Building a Powerful Toolbox

Jeff Green & Jerry Hoffman/Shopping Center Business - As increasingly sophisticated and successful public-private partnerships come together with a renewed appreciation for the power and potential of compelling retail and mixed-use environments, a number of exciting projects are emerging–and reshaping urban landscapes across the country.

Such projects can provide a jolt of commercial and social energy into neighborhoods and communities, transforming empty lots and underperforming spaces, infusing municipalities with dynamic retail and mixed-use options, and creating true destinations with a memorable and engaging sense of place.

To optimize on these transformative developments and redevelopments, municipalities need to master a very specific skill set. Publicly-elected decision-makers, civic and community leaders, and municipal agency professionals should have a strong grasp of how to use the tools that cities have in their “toolbox” to assist the owners and developers of mixed-use projects. They should be familiar with strategies and techniques for recruiting and working with developers, property owners, tenant reps and leasing teams, and should have keen insight into the ways in which a well-conceived public-private partnership is essential in transforming a distressed shopping center/mall into a vibrant city-space.

This is particularly urgent in secondary and tertiary markets, where one or two developments can make a relatively dramatic difference, and competition with neighboring municipalities increases the urgency to add compelling spaces that attract popular brands and businesses.

Financial tools

The most basic (and arguably the most important) tools in the development toolbox remain those public-private financial instruments and arrangements. These tools can green-light projects that would otherwise not get built because the margins are simply too fine for private developers to take the risk. The ability of the municipality to use tools like tax abatements, tax incentives, and dedicated sales tax programs to support infrastructure improvements remains a potential difference-maker, particularly for both individual projects and for larger multi-site initiatives. While the basic tools have not appreciably changed over the last few decades, they have become both more popular and more accepted as communities are able to see successful examples of similar projects that were partly funded through these mechanisms.
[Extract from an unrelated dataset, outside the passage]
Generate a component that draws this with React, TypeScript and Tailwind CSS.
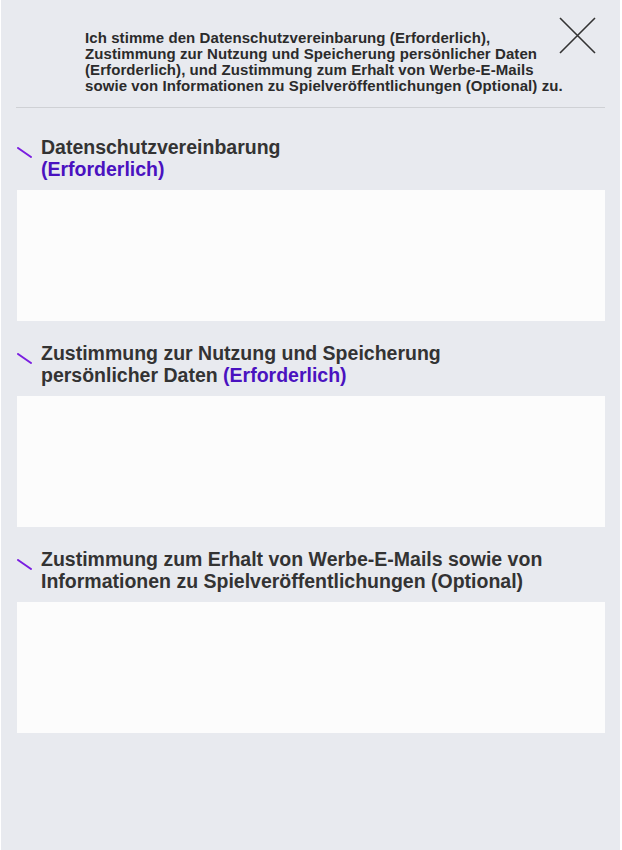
const sections = [
  { lines: <>Datenschutzvereinbarung<br /><span className="text-[#4a12c0]">(Erforderlich)</span></> },
  { lines: <>Zustimmung zur Nutzung und Speicherung<br />persönlicher Daten <span className="text-[#4a12c0]">(Erforderlich)</span></> },
  { lines: <>Zustimmung zum Erhalt von Werbe-E-Mails sowie von<br />Informationen zu Spielveröffentlichungen (Optional)</> },
]

export default function App() {
  return (
    <div className="h-[850px] w-[622px] bg-white font-['Liberation_Sans',Arial,sans-serif]">
      <div className="ml-[1px] flex h-full w-[619px] flex-col bg-[#e8eaef]">
        <div className="flex items-start justify-between pl-[84px] pr-[24px] pt-[16px]">
          <p className="mt-[14px] min-w-0 whitespace-nowrap text-[15px] font-bold leading-[16px] tracking-[0.08px] text-[#2b2b2b]">
            Ich stimme den Datenschutzvereinbarung (Erforderlich),
            <br />
            Zustimmung zur Nutzung und Speicherung persönlicher Daten
            <br />
            (Erforderlich), und Zustimmung zum Erhalt von Werbe-E-Mails
            <br />
            sowie von Informationen zu Spielveröffentlichungen (Optional) zu.
          </p>
          <svg width="37" height="37" viewBox="0 0 37 37" className="mt-[1px] shrink-0">
            <path d="M1 1L36 36M36 1L1 36" stroke="#333" strokeWidth="1.6" fill="none" />
          </svg>
        </div>
        <div className="mx-[15px] mt-[13px] h-px bg-[#cfd1d5]" />
        <div className="flex flex-col gap-[21px] pt-[28px]">
          {sections.map((s, i) => (
            <div key={i} className="flex flex-col">
              <div className="flex items-start">
                <svg width="16" height="12" viewBox="0 0 16 12" className="ml-[16px] mt-[11px] shrink-0">
                  <path d="M1 1L14 10" stroke="#7a1ee0" strokeWidth="2" strokeLinecap="round" />
                </svg>
                <h2 className="ml-[8px] text-[19.5px] font-bold leading-[22px] text-[#333]">{s.lines}</h2>
              </div>
              <div className="ml-[16px] mt-[10px] h-[131px] w-[588px] bg-[#fcfcfc]" />
            </div>
          ))}
        </div>
      </div>
    </div>
  )
}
The big picture isn’t just a vague notion: when it comes to developing with public-private partnerships, it’s a very concrete (and very important) piece of the design and development puzzle. First and foremost, civic and community leaders need to be thinking about a cohesive and coherent master plan for not only the latest proposed project, but for the municipality as a whole. With a detailed master plan and a comprehensive market and feasibility analysis in hand, each component of a proposed project–retail, office, dining/entertainment, multifamily or hotel–can be placed into context not only within the project and across the municipality, but around the region as well.

That same principle applies whether you are evaluating a single site or considering multiple sites. The question that needs to be answered is not just what is supportable on this one piece of property, but what is supportable in the larger civic, market and regional context. A sophisticated market analysis is critically important in order to understand that context. The analyses are all the more essential when neighboring towns or communities are vying for the same uses. The municipality that executes a thoughtfully conceived center and establishes first-to-market status for certain brands or specific uses can get a significant leg up on the competition.


Conducting a comprehensive market and feasibility analysis also helps municipalities facilitate discussions between key stakeholders.  This can improve the coordination and integration of different viewpoints and priorities into a cohesive development.  Among the most valuable tools in the development toolbox are the stakeholders themselves, and getting everyone engaged both in the early conceptual discussions and throughout the management and construction stages of the process.  The earlier the buy-in from those stakeholder groups, the better the outcome will be.

In addition to the wheel-greasing properties of collaborative engagement and popular buy-in, the project can be enhanced by exposure to inspired ideas, valuable feedback, and a wide range of different perspectives. Projects that benefit from stakeholder engagement are more likely to become a successful resource that truly serves the whole community. While involving stakeholders can be a complex challenge, the result is a project that is stronger in the long run. Key stakeholders include business owners, developers, leasing or tenant reps, community leaders, city councils, school board members, and other publicly elected officials.


For stakeholders to work together in a positive, productive and collaborative fashion, relationships between different people and parties must be nurtured and maintained. The strength of both personal and professional relationships plays an important part in any complex project, but the inherently collaborative nature of a public-private initiative makes those relationships critically important. In some respects, those relationships are even more important in secondary and tertiary markets, where everyone knows each other, and the connections between different stakeholders tend to be more pronounced and interwoven. Even projects in larger markets often hinge on impacts and insights that disproportionately affect smaller communities/neighborhoods within those markets. The result is an irony that those outside the industry may find surprising: one of the most important tools in a brick-and-mortar business is the power and possibility of human connections.